13.01 No one other than a party to this Contract shall have any right to enforce any of its terms.
14.01 No forbearance, indulgence, time or relaxation on the part of the Company
granted to the Customer in respect of any of these terms and conditions shall in any way effect, diminish, restrict or prejudice rights or powers of the Company hereunder or operate as or be deemed to be a waiver of any breach by the Customer of the Contract which by its nature could not have been foreseen or, if it could have been foreseen, was unavoidable.
15.01 Any notice give under or pursuant to the Contract may be sent by hand or by post or by registered post or by the recorded delivery service or transmitted by facsimile, e-mail or other means of telecommunication resulting in the receipt of a written communication in permanent form and if so sent or transmitted to the normal trading address of the party or such other address as the party may by notice to the other have substituted therefore shall be deemed validly and effectively given on the day when in the ordinary course of the means of transmission it would first be received by the addressee in normal business hours.
15.02 The provisions of this clause 14 shall not apply to the service of any proceedings or other document in any legal action.
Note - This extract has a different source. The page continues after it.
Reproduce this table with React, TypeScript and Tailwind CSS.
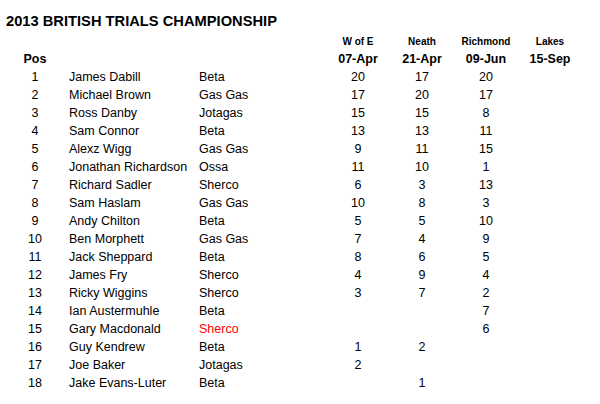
const rows: [number, string, string, string, string, string][] = [
  [1, "James Dabill", "Beta", "20", "17", "20"],
  [2, "Michael Brown", "Gas Gas", "17", "20", "17"],
  [3, "Ross Danby", "Jotagas", "15", "15", "8"],
  [4, "Sam Connor", "Beta", "13", "13", "11"],
  [5, "Alexz Wigg", "Gas Gas", "9", "11", "15"],
  [6, "Jonathan Richardson", "Ossa", "11", "10", "1"],
  [7, "Richard Sadler", "Sherco", "6", "3", "13"],
  [8, "Sam Haslam", "Gas Gas", "10", "8", "3"],
  [9, "Andy Chilton", "Beta", "5", "5", "10"],
  [10, "Ben Morphett", "Gas Gas", "7", "4", "9"],
  [11, "Jack Sheppard", "Beta", "8", "6", "5"],
  [12, "James Fry", "Sherco", "4", "9", "4"],
  [13, "Ricky Wiggins", "Sherco", "3", "7", "2"],
  [14, "Ian Austermuhle", "Beta", "", "", "7"],
  [15, "Gary Macdonald", "Sherco", "", "", "6"],
  [16, "Guy Kendrew", "Beta", "1", "2", ""],
  [17, "Joe Baker", "Jotagas", "2", "", ""],
  [18, "Jake Evans-Luter", "Beta", "", "1", ""],
];

const grid = "grid grid-cols-[40px_144px_127px_64px_64px_64px_64px] h-[18px] items-center";

export default function App() {
  return (
    <div className="w-[600px] h-[404px] bg-white text-black font-['Liberation_Sans',Arial,sans-serif] overflow-hidden">
      <h1 className="pl-[6px] pt-[11px] h-[32px] text-[14.7px] leading-[20px] font-bold">
        2013 BRITISH TRIALS CHAMPIONSHIP
      </h1>
      <div className="pl-[15px]">
        <div className={`${grid} text-[10px] font-bold`}>
          <div />
          <div />
          <div />
          <div className="text-center">W of E</div>
          <div className="text-center">Neath</div>
          <div className="text-center">Richmond</div>
          <div className="text-center">Lakes</div>
        </div>
        <div className={`${grid} text-[12.5px] font-bold`}>
          <div className="text-center">Pos</div>
          <div />
          <div />
          <div className="text-center">07-Apr</div>
          <div className="text-center">21-Apr</div>
          <div className="text-center">09-Jun</div>
          <div className="text-center">15-Sep</div>
        </div>
        {rows.map(([pos, name, make, a, b, c]) => (
          <div key={pos} className={`${grid} text-[12.5px]`}>
            <div className="text-center">{pos}</div>
            <div className="pl-[14px] whitespace-nowrap">{name}</div>
            <div className={pos === 15 ? "text-[#ff0000]" : ""}>{make}</div>
            <div className="text-center">{a}</div>
            <div className="text-center">{b}</div>
            <div className="text-center">{c}</div>
            <div />
          </div>
        ))}
      </div>
    </div>
  );
}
16.01 In the event of any of the terms of the Contract being determined to be invalid, unlawful or unenforceable to any extent, such terms or conditions should be severed from the body of the Contract and the remainder of the Contract shall continue to be valid and enforceable to the fullest extent permitted by law.
- PROPER LAW.
17.01 The Contract shall be governed by and construed in accordance with English Law and the parties agree to submit to the jurisdiction of the High Court of Justice in England but the Company may enforce any judgement in any jurisdiction that it considers fit.